The "text tables" format (TTB) is a human-readable data-format that is potentially less bandwidth intensive than JSON (because column names are not repeated), but that can readily be converted to JSON, and is suitable for expressing tabular/structured data. The format was stolen almost verbatim from the MySQL command-line tool.

#
# The data format supports hash comments before tables
#

member:
+-------------+-----------+------------+
| uid:int:key | wiki_name | join_date  |
+-------------+-----------+------------+
|        1000 | John      | 2011-07-25 |
|        1001 | Tasaio    | 2011-07-26 |
+-------------+-----------+------------+

group:
+-------------+------+----------------+
| gid:int:key | name | description    |
+-------------+------+----------------+
|          27 | sudo | Administrators |
|         500 | user | Users          |
+-------------+------+----------------+

member_group:
+---------+---------+
| uid:int | gid:int |
+---------+---------+
|    1000 |      27 |
|    1000 |     500 |
|    1001 |      27 |
|    1001 |     500 |
+---------+---------+

The JSON would be:

var data = {
  "member": [
    { "uid": 1000, "wiki_name": "John", "join_date": "2011-07-25" },
    { "uid": 1001, "wiki_name": "Tasaio", "join_date": "2011-07-26" }
  ],
  "group": [
    { "gid": 27, "name": "sudo", "description": "Administrators" },
    { "gid": 500, "name": "user", "description": "Users" }
  ],
  "member_group": [
    { "uid": 1000, "gid": 27 },
    { "uid": 1000, "gid": 500 },
    { "uid": 1001, "gid": 27 },
    { "uid": 1001, "gid": 27 }
  ]
};

Data structures can be built on top of the base data and reference it.

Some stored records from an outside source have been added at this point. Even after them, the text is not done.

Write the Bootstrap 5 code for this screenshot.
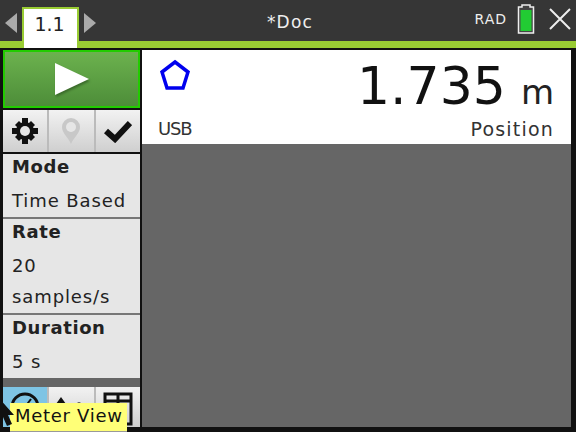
<!DOCTYPE html>
<html lang="en">
<head>
    <meta charset="UTF-8">
    <title>Meter View</title>
    <link href="https://cdn.jsdelivr.net/npm/bootstrap@5.3.3/dist/css/bootstrap.min.css" rel="stylesheet">
    <style>
        html, body { width: 576px; height: 432px; overflow: hidden; background: #111; }
        body { font-family: "DejaVu Sans", sans-serif; color: #222; position: relative; }
        .top-bar { height: 41px; background: #363636; color: #eee; padding-left: 5px; }
        .tab-arrow { width: 0; height: 0; margin-top: 13px; border-top: 10px solid transparent; border-bottom: 10px solid transparent; }
        .tab-prev { border-right: 12px solid #aaa; margin-right: 5px; }
        .tab-next { border-left: 12px solid #aaa; margin-left: 5px; }
        .page-tab { width: 57px; height: 41px; margin-top: 7px; background: #fff; color: #222; border: 2px solid #99cc33; border-bottom: 0; font-size: 19px; padding-right: 2px; z-index: 2; }
        .doc-title { left: 0; right: 0; top: 10px; text-align: center; font-size: 17px; letter-spacing: 1.2px; padding-left: 4px; }
        .status-rad { font-size: 14px; letter-spacing: 1px; margin-right: 10px; }
        .status-batt { margin-right: 13px; }
        .green-line { height: 7px; background: #99cc33; }
        .work-area { height: 379px; padding: 2px 5px 0 3px; gap: 2px; }
        .side-panel { width: 137px; gap: 2px; }
        .play-btn { height: 59px; border: 2px solid #22cc00; background: linear-gradient(#6cb24e, #4d8d39); }
        .play-btn svg { filter: drop-shadow(1px 2px 1px #3a6a2a); }
        .tool-row { height: 42px; gap: 2px; background: #bbb; }
        .tool-btn { flex: 1; background: linear-gradient(#f2f2f2, #cfcfcf); }
        .setting-list { background: #777; gap: 2px; }
        .setting-item { background: #e6e6e6; padding: 0 0 1px 9px; font-size: 18px; line-height: 31px; letter-spacing: .9px; }
        .setting-item b { display: block; line-height: 25px; margin-bottom: 6px; letter-spacing: .6px; }
        .grey-gap { height: 9px; background: #666; margin-top: -2px; margin-bottom: -2px; }
        .view-row { height: 41px; gap: 2px; background: #bbb; }
        .view-active { background: #7ec4e4; }
        .meter-pane { flex: 1; background: #666; }
        .meter-head { height: 94px; background: #fff; padding: 0 17px 0 16px; }
        .meter-value { font-size: 52px; line-height: 1; color: #111; }
        .meter-unit { font-size: 34px; margin-left: 15px; }
        .meter-top { padding-top: 10px; }
        .pent-icon { margin: -1px 0 0 1px; }
        .meter-label { font-size: 18px; line-height: 22px; margin-bottom: 6px; color: #333; }
        .label-src { letter-spacing: -1.2px; }
        .label-kind { font-size: 19px; letter-spacing: 1.2px; }
        .hint-box { left: 10px; top: 403px; width: 117px; height: 28px; background: #ffff77; font-size: 18px; line-height: 26px; letter-spacing: .7px; padding-left: 5px; color: #111; white-space: nowrap; box-shadow: 0 1px 0 #999; }
        .mouse-arrow { left: 0; top: 398px; }
    </style>
</head>
<body>
<div class="top-bar d-flex align-items-start position-relative">
    <div class="tab-arrow tab-prev"></div>
    <div class="page-tab d-flex align-items-center justify-content-center pb-2">1.1</div>
    <div class="tab-arrow tab-next"></div>
    <div class="doc-title position-absolute">*Doc</div>
    <div class="d-flex align-items-center ms-auto mt-1">
        <span class="status-rad">RAD</span>
        <svg width="18" height="30" viewBox="0 0 18 30" class="status-batt"><path d="M5 1h8v2h3.500v26h-15v-26h3.500z" fill="#444" stroke="#eee" stroke-width="1.500"/><rect x="3.500" y="6" width="11" height="21" fill="#22cc33"/></svg>
        <svg width="24" height="24" viewBox="0 0 24 24" class="me-1"><path d="M2 2l20 20M22 2l-20 20" stroke="#eee" stroke-width="2"/></svg>
    </div>
</div>
<div class="green-line"></div>
<div class="work-area d-flex">
    <div class="side-panel d-flex flex-column">
        <div class="play-btn d-flex align-items-center justify-content-center">
            <svg width="36" height="34" viewBox="0 0 36 34"><path d="M1 1l34 16l-34 16z" fill="#fff"/></svg>
        </div>
        <div class="tool-row d-flex">
            <div class="tool-btn d-flex align-items-center justify-content-center">
                <svg width="26" height="26" viewBox="0 0 26 26"><g fill="#111"><circle cx="13" cy="13" r="9"/><path d="M10 0h6v6h-6zM10 20h6v6h-6zM0 10h6v6h-6zM20 10h6v6h-6zM3 7l4-4 4 4-4 4zM15 7l4-4 4 4-4 4zM3 19l4-4 4 4-4 4zM15 19l4-4 4 4-4 4z"/></g><circle cx="13" cy="13" r="5" fill="#e6e6e6"/></svg>
            </div>
            <div class="tool-btn d-flex align-items-center justify-content-center">
                <svg width="20" height="28" viewBox="0 0 20 28"><path d="M10 1a9 9 0 0 1 9 9c0 6-6 10-9 17c-3-7-9-11-9-17a9 9 0 0 1 9-9z" fill="#c8c8c8"/><circle cx="10" cy="10" r="5" fill="#e6e6e6"/></svg>
            </div>
            <div class="tool-btn d-flex align-items-center justify-content-center">
                <svg width="28" height="24" viewBox="0 0 28 24"><path d="M2 12l9 8l15-16" fill="none" stroke="#111" stroke-width="6"/></svg>
            </div>
        </div>
        <div class="setting-list d-flex flex-column">
            <div class="setting-item"><b>Mode</b>Time Based</div>
            <div class="setting-item"><b>Rate</b>20<br>samples/s</div>
            <div class="setting-item"><b>Duration</b>5 s</div>
        </div>
        <div class="grey-gap"></div>
        <div class="view-row d-flex">
            <div class="tool-btn view-active d-flex align-items-start justify-content-center pt-1">
                <svg width="32" height="32" viewBox="0 0 32 32"><circle cx="16" cy="16" r="13" fill="none" stroke="#111" stroke-width="3"/><path d="M16 16l6-8" stroke="#111" stroke-width="2"/></svg>
            </div>
            <div class="tool-btn d-flex align-items-start justify-content-center pt-2">
                <svg width="32" height="32" viewBox="0 0 32 32"><path d="M6 30v-22" stroke="#111" stroke-width="3"/><path d="M1 9l5-7l5 7z" fill="#111"/><circle cx="24" cy="9" r="2" fill="#555"/></svg>
            </div>
            <div class="tool-btn d-flex align-items-start justify-content-center pt-1">
                <svg width="30" height="36" viewBox="0 0 30 36"><path d="M2 3h26v30h-26zM15 3v30M2 10h26" fill="none" stroke="#111" stroke-width="3"/></svg>
            </div>
        </div>
    </div>
    <div class="meter-pane">
        <div class="meter-head d-flex flex-column">
            <div class="d-flex justify-content-between align-items-start meter-top">
                <svg width="32" height="32" viewBox="0 0 32 32" class="pent-icon"><path d="M16 3l13 10l-5 16h-16l-5-16z" fill="none" stroke="#0000ee" stroke-width="3.500"/></svg>
                <div class="d-flex align-items-baseline"><span class="meter-value">1.735</span><span class="meter-unit">m</span></div>
            </div>
            <div class="d-flex justify-content-between meter-label mt-auto">
                <span class="label-src">USB</span><span class="label-kind">Position</span>
            </div>
        </div>
    </div>
</div>
<div class="hint-box position-absolute">Meter View</div>
<svg class="mouse-arrow position-absolute" width="16" height="30" viewBox="0 0 16 30"><path d="M-1 0l15 17h-6l4 9l-5 2l-4-9l-4 3z" fill="#111"/></svg>
</body>
</html>
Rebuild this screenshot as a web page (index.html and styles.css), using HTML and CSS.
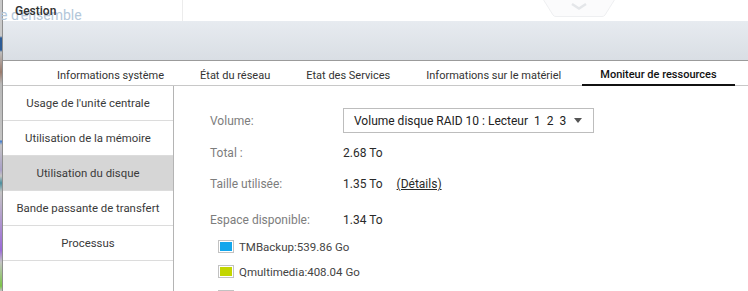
FILE: index.html
```html
<!DOCTYPE html>
<html lang="fr">
<head>
    <meta charset="UTF-8">
    <title>Gestion - Moniteur de ressources</title>
    <link rel="stylesheet" href="styles.css">
</head>
<body>
    <div class="desk"></div>
    <div class="window">
        <div class="titlebar">
            <span class="ghost">e d'ensemble</span>
            <span class="title">Gestion</span>
            <span class="title-sep"></span>
            <svg class="pull" width="72" height="18" viewBox="0 0 72 18">
                <path d="M0 0 L10 16 Q11 17.5 13 17.5 L59 17.5 Q61 17.5 62 16 L72 0" fill="#fbfbfc" stroke="#eeeff1"/>
                <path d="M29 5 L36 9.5 L43 5" fill="none" stroke="#e4e6e9" stroke-width="2.5"/>
            </svg>
        </div>
        <div class="band"></div>
        <div class="tabs">
            <span class="tab">Informations système</span>
            <span class="tab">État du réseau</span>
            <span class="tab">Etat des Services</span>
            <span class="tab">Informations sur le matériel</span>
            <span class="tab active">Moniteur de ressources</span>
        </div>
        <div class="main">
            <div class="nav">
                <div class="nav-item">Usage de l'unité centrale</div>
                <div class="nav-item">Utilisation de la mémoire</div>
                <div class="nav-item selected">Utilisation du disque</div>
                <div class="nav-item">Bande passante de transfert</div>
                <div class="nav-item">Processus</div>
            </div>
            <div class="content">
                <div class="row row-volume">
                    <span class="label">Volume:</span>
                    <div class="select">
                        <span>Volume disque RAID 10 : Lecteur&nbsp; 1&nbsp; 2&nbsp; 3</span>
                        <span class="arrow"></span>
                    </div>
                </div>
                <div class="row row-total">
                    <span class="label">Total :</span>
                    <span class="value">2.68 To</span>
                </div>
                <div class="row row-used">
                    <span class="label">Taille utilisée:</span>
                    <span class="value">1.35 To</span>
                    <a class="details" href="#">(Détails)</a>
                </div>
                <div class="row row-free">
                    <span class="label">Espace disponible:</span>
                    <span class="value">1.34 To</span>
                </div>
                <div class="legend">
                    <div class="legend-item"><span class="swatch"><i class="c-blue"></i></span>TMBackup:539.86 Go</div>
                    <div class="legend-item"><span class="swatch"><i class="c-lime"></i></span>Qmultimedia:408.04 Go</div>
                    <div class="legend-item"><span class="swatch"><i class="c-grey"></i></span>Public:392.10 Go</div>
                </div>
            </div>
        </div>
    </div>
</body>
</html>
```

FILE: styles.css
```css
html, body {
    margin: 0;
    height: 100%;
}
body {
    display: flex;
    width: 748px;
    height: 291px;
    overflow: hidden;
    font-family: Roboto, "Liberation Sans", sans-serif;
    font-size: 12px;
    color: #333;
    background: #fff;
}
.desk {
    flex-shrink: 0;
    width: 2px;
    border-right: 1px solid #8e8e8e;
    background: linear-gradient(to bottom, #c9c9c9 0, #c9c9c9 36px, #2d5c96 38px, #2d5c96 50px, #bdbdbd 52px, #9a7b6c 72px, #b8b8b8 84px, #c4c4c4 140px, #3a78d0 141px, #c4c4c4 145px, #a9a0c8 170px, #c4c4c4 176px, #4b8f9e 183px, #c4c4c4 192px, #9b6ad8 250px, #c4c4c4 262px, #7cc548 286px, #c4c4c4 291px);
}
.window {
    flex: 1;
    display: flex;
    flex-direction: column;
    min-width: 0;
    min-height: 0;
}
.titlebar {
    position: relative;
    flex-shrink: 0;
    height: 21px;
    display: flex;
    align-items: center;
    background: #fff;
}
.title {
    position: relative;
    padding-left: 12px;
    font-weight: 500;
    color: #2f2f2f;
}
.ghost {
    position: absolute;
    left: -3px;
    top: 7px;
    font-size: 14px;
    color: #b3c7da;
}
.title-sep {
    position: absolute;
    left: 179px;
    top: 0;
    height: 21px;
    border-left: 1px solid #ececec;
}
.pull {
    position: absolute;
    left: 540px;
    top: -1px;
}
.band {
    flex-shrink: 0;
    height: 39px;
    background: linear-gradient(to bottom, #e7ebf0, #d9dee4);
    border-bottom: 1px solid #9b9b9b;
}
.tabs {
    flex-shrink: 0;
    display: flex;
    height: 24px;
    padding-left: 36px;
    border-bottom: 1px solid #c8c8c8;
    font-size: 11px;
}
.tab {
    padding: 5px 18px 0;
    line-height: 19px;
    color: #333;
    white-space: nowrap;
}
.tab:nth-child(4) {
    padding-right: 21px;
}
.tab.active {
    font-weight: 500;
    color: #111;
    border-bottom: 2px solid #111;
    margin-bottom: -1px;
    line-height: 18px;
}
.main {
    flex: 1;
    display: flex;
    min-height: 0;
}
.nav {
    flex-shrink: 0;
    width: 170px;
    border-right: 1px solid #b4b4b4;
    font-size: 11.4px;
}
.nav-item {
    height: 34px;
    line-height: 34px;
    text-align: center;
    color: #3a3a3a;
    border-bottom: 1px solid #dcdcdc;
    white-space: nowrap;
}
.nav-item.selected {
    background: #d6d6d6;
}
.content {
    flex: 1;
    padding: 18px 0 0 36px;
}
.row {
    display: flex;
    align-items: center;
}
.label {
    width: 133px;
    color: #7d7d7d;
}
.value {
    color: #2a2a2a;
}
.row-volume {
    height: 33px;
}
.row-total {
    height: 31px;
}
.row-used {
    height: 32px;
}
.row-free {
    height: 33px;
    margin-top: 3px;
}
.details {
    margin-left: 14px;
    color: #2a2a2a;
}
.select {
    width: 228px;
    height: 23px;
    padding: 0 11px 0 10px;
    display: flex;
    align-items: center;
    justify-content: space-between;
    border: 1px solid #bdbdbd;
    font-size: 12px;
    color: #222;
    white-space: nowrap;
}
.arrow {
    width: 0;
    height: 0;
    border-left: 4px solid transparent;
    border-right: 4px solid transparent;
    border-top: 5px solid #555;
}
.legend {
    margin-top: -2px;
    padding-left: 8px;
}
.legend-item {
    height: 25px;
    display: flex;
    align-items: center;
    font-size: 11.5px;
    color: #444;
}
.swatch {
    width: 12px;
    height: 9px;
    padding: 1px;
    margin-right: 5px;
    border: 1px solid #c2c2c2;
    background: #fff;
}
.swatch i {
    display: block;
    height: 100%;
}
.c-blue {
    background: #12a6ec;
}
.c-lime {
    background: #c3d600;
}
.c-grey {
    background: #9c9c9c;
}
```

E.g. the record data in the "member" array could be referenced by a "member_uid" map like this:

var member_map = {
  "1000": &{ "uid": 1000, "wiki_name": "John", "join_date": "2011-07-25" },
  "1001": &{ "uid": 1001, "wiki_name": "Tasaio", "join_date": "2011-07-26" }
};

Such maps can be constructed automatically when we know which columns are keys. (We could also potentially auto-detect keys when values in a column are all unique, and perhaps also suitably concise.)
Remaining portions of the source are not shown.